Радисты Зорича Слава Бондарь и Нина Чопорова не раз передавали в Центр радиограммы с важным содержимым — полученными секретными материалами от своей агентуры, так необходимыми Киеву и Москве. Реакция на эти «эфирные депеши» была мгновенная. Наши штурмовики и бомбардировщики с точностью до десятков метров накрывали «бомбовым покрывалом» указанные в шифровках цели.
Сбоев никогда не было, что не раз отмечал Центр, — качество информации положительно, работа авиацией проделана с успехом.
Ответы с такими оценками из Киева и Москвы вдохновляли разведчиков, и они с новыми силами брались за очередные задачи по нанесению существенного урона фашистам и их сателлитам, прибывающим в Словакию на помощь «тиссовцам».
Это и был тот предел хитрости разведчиков, который управлялся не силой мускулов, а скорее силой ума.
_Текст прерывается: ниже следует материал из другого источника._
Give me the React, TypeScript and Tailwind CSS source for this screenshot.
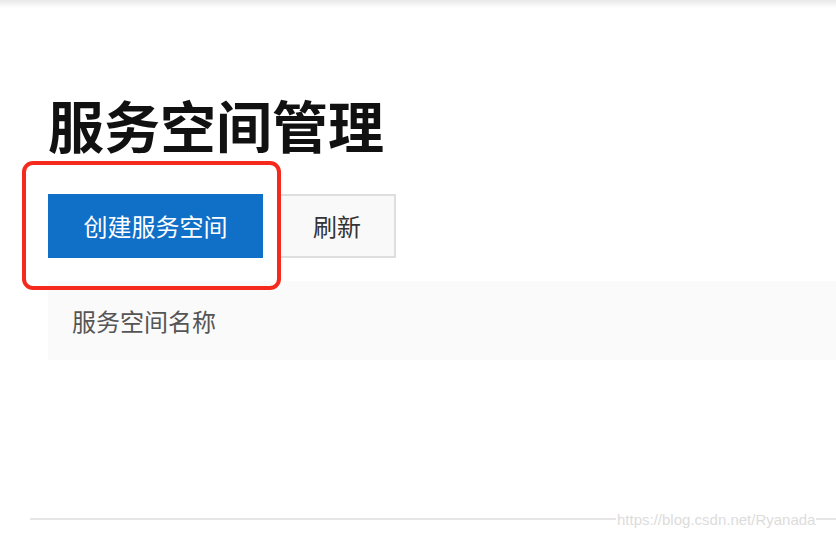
import React from "react";

export default function App() {
  const font = { fontFamily: '"Noto Sans CJK SC", "Noto Sans", sans-serif' };
  return (
    <div className="relative w-[836px] h-[540px] overflow-hidden bg-white" style={font}>
      <div className="absolute left-0 top-0 w-full h-[8px] bg-gradient-to-b from-[#e8e8e8] to-white" />
      <div className="pl-[48px] pt-[88px]">
        <h1 className="text-[56px] leading-[72px] font-bold text-[#111] m-0">服务空间管理</h1>
        <div className="flex mt-[34px]">
          <button className="w-[215px] h-[64px] bg-[#1070c8] text-white text-[24px] leading-none">创建服务空间</button>
          <button className="ml-[15px] w-[118px] h-[64px] bg-[#f9f9f9] border-2 border-[#dedede] text-[#333] text-[24px] leading-none">刷新</button>
        </div>
        <div className="mt-[23px] h-[79px] bg-[#fafafa] flex items-center pl-[24px] text-[24px] text-[#555]">服务空间名称</div>
        <div className="mt-[158px] h-[2px] bg-[#e6e6e6] -ml-[18px]" />
      </div>
      <div className="absolute left-[22px] top-[161px] w-[259px] h-[129px] border-[4px] border-[#f52a1c] rounded-[11px]" />
      <div
        className="absolute left-[616px] top-[509px] text-[15px] text-[#dcdcdc] bg-white px-[1px]"
        style={{ fontFamily: '"Liberation Sans", Arial, sans-serif' }}
      >
        https://blog.csdn.net/Ryanada
      </div>
    </div>
  );
}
Одним из самых молодых был в отряде радист Слава Бондарь, которого Зорич очень высоко оценивал. Ценил прежде всего как профессионала и смелого воина. Но, кроме хорошего знания радиостанции с прекрасной работой на ключе и мужественного характера, он был ещё отменным выдумщиком и постоянным балагуром.
Так, однажды Бондарь привел в отряд заблудившуюся и перепуганную, почему-то именно коричневую корову, как раз под цвет рубашки Гитлера. Он нацепил ей на шею найденную на поле недавнего боя немецкую медаль и по поводу награждения предложил партизанам выпить по стопочке сливовицы. Корова то и дело пыталась рогами подцепить болтающийся на шее длинный овал грязного шнурка.
— Видите, видите, и ей стыдно носить нацистскую награду! Она рогами хочет её сбросить, — констатировал Слава-весельчак.